**Task details:**
Only the lines from the one containing "Generate a component" down to the one containing "import React from" should be printed, exactly as they stand, ends included.

**Data extract:**

⁂

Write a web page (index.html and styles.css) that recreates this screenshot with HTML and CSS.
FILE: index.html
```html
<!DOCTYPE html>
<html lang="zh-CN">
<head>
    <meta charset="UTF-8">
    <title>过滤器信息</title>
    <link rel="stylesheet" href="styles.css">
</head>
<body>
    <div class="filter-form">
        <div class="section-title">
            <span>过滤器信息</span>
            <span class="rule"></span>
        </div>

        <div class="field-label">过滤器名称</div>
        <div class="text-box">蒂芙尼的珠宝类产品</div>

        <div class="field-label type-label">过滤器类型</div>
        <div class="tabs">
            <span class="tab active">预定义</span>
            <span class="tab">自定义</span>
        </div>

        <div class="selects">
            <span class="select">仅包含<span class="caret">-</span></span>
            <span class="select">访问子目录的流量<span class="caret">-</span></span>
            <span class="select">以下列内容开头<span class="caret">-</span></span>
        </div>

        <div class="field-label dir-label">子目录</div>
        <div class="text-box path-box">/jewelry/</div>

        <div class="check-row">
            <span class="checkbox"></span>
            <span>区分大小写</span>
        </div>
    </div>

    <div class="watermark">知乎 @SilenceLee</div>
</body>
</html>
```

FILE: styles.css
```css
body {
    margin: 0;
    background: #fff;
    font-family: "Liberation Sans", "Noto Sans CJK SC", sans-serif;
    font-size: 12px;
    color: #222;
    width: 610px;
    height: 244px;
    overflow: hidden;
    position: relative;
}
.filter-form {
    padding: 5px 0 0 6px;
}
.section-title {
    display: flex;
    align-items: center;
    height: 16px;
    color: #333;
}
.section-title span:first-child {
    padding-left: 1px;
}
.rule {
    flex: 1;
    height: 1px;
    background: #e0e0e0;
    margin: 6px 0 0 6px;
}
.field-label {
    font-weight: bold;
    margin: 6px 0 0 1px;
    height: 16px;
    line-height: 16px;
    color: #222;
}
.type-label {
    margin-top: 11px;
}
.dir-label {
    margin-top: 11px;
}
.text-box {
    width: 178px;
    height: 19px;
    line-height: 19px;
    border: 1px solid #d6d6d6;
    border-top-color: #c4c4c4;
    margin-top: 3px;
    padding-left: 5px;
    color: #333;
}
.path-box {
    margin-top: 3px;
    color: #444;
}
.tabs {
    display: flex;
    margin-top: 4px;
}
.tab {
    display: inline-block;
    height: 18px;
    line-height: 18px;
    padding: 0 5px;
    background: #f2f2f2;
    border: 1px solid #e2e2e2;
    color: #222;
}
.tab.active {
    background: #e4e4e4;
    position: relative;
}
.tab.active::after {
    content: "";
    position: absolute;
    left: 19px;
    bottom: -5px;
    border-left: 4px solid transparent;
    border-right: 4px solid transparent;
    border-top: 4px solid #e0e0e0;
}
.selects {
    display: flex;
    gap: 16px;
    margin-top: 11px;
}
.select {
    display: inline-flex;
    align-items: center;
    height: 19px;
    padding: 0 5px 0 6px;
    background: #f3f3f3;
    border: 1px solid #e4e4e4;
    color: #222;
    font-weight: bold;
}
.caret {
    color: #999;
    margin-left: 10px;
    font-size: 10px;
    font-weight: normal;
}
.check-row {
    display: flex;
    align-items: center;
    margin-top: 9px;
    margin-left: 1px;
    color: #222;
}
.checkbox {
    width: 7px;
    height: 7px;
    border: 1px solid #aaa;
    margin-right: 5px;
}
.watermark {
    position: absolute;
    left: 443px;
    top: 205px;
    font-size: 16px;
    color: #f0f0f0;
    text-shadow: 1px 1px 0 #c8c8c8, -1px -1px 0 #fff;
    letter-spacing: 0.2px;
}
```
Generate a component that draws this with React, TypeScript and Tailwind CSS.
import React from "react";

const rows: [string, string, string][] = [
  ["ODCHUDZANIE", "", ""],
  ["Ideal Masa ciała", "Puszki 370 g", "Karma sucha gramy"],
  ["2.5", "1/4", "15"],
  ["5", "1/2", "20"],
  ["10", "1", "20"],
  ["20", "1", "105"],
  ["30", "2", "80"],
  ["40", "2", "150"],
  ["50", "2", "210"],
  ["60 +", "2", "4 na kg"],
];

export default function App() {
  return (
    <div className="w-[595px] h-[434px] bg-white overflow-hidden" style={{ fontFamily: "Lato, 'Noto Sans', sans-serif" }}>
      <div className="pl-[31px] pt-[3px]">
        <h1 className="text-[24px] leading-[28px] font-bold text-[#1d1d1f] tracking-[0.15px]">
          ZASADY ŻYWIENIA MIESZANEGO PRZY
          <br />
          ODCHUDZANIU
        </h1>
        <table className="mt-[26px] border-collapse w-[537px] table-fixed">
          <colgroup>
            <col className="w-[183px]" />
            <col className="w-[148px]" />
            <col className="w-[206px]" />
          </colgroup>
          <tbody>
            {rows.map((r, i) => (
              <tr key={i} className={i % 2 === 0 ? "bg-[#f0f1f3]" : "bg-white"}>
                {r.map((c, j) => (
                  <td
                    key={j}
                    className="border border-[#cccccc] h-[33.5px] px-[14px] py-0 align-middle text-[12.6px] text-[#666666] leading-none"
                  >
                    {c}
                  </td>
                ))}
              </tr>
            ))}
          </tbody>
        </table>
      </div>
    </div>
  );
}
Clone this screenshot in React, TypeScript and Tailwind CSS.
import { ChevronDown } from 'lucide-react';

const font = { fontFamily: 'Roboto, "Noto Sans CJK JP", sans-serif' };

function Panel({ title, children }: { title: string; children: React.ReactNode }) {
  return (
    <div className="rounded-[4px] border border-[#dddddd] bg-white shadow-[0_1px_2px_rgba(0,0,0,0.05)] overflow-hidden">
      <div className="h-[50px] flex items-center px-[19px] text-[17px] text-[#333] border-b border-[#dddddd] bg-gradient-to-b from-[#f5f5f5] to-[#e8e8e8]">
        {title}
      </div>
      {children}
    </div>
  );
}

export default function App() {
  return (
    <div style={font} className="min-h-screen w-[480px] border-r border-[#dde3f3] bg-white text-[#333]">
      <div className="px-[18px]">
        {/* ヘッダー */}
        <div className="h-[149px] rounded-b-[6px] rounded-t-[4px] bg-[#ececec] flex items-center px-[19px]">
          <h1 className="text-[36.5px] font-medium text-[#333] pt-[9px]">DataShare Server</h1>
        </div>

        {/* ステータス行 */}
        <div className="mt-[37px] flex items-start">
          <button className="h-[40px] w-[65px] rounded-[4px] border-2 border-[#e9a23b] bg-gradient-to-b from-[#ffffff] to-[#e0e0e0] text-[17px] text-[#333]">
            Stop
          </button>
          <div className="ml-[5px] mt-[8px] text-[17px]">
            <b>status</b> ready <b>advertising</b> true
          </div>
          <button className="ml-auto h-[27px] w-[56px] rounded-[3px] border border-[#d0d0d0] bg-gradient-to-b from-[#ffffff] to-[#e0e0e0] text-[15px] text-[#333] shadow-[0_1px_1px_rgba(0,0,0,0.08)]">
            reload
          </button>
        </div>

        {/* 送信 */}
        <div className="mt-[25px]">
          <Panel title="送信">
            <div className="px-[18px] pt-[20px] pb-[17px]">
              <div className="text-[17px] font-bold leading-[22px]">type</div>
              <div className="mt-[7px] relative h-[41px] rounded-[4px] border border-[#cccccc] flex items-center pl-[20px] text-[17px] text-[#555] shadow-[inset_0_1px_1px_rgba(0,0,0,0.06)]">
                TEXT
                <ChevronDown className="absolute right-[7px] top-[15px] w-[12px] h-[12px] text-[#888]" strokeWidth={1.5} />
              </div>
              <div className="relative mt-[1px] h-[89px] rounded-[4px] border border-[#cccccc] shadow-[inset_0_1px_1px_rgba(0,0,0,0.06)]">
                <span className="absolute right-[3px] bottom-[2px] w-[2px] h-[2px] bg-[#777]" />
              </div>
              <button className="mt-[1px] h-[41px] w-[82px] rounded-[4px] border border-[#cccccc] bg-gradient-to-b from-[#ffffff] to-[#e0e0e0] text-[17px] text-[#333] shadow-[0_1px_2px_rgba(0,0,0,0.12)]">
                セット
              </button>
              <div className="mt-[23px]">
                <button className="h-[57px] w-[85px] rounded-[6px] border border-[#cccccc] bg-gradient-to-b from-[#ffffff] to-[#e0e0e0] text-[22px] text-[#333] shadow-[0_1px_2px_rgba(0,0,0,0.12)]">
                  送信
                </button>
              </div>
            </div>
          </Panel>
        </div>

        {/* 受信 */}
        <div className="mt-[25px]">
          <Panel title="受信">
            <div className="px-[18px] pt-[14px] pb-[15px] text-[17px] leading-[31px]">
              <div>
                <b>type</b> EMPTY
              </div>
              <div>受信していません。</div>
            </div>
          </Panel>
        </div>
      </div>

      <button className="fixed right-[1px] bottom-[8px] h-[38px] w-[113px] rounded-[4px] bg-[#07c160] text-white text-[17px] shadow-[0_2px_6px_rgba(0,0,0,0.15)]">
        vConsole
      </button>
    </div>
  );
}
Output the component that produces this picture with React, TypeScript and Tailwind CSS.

⁂

**Solution for this exercise:**
Generate a component that draws this with React, TypeScript and Tailwind CSS.
import React from "react";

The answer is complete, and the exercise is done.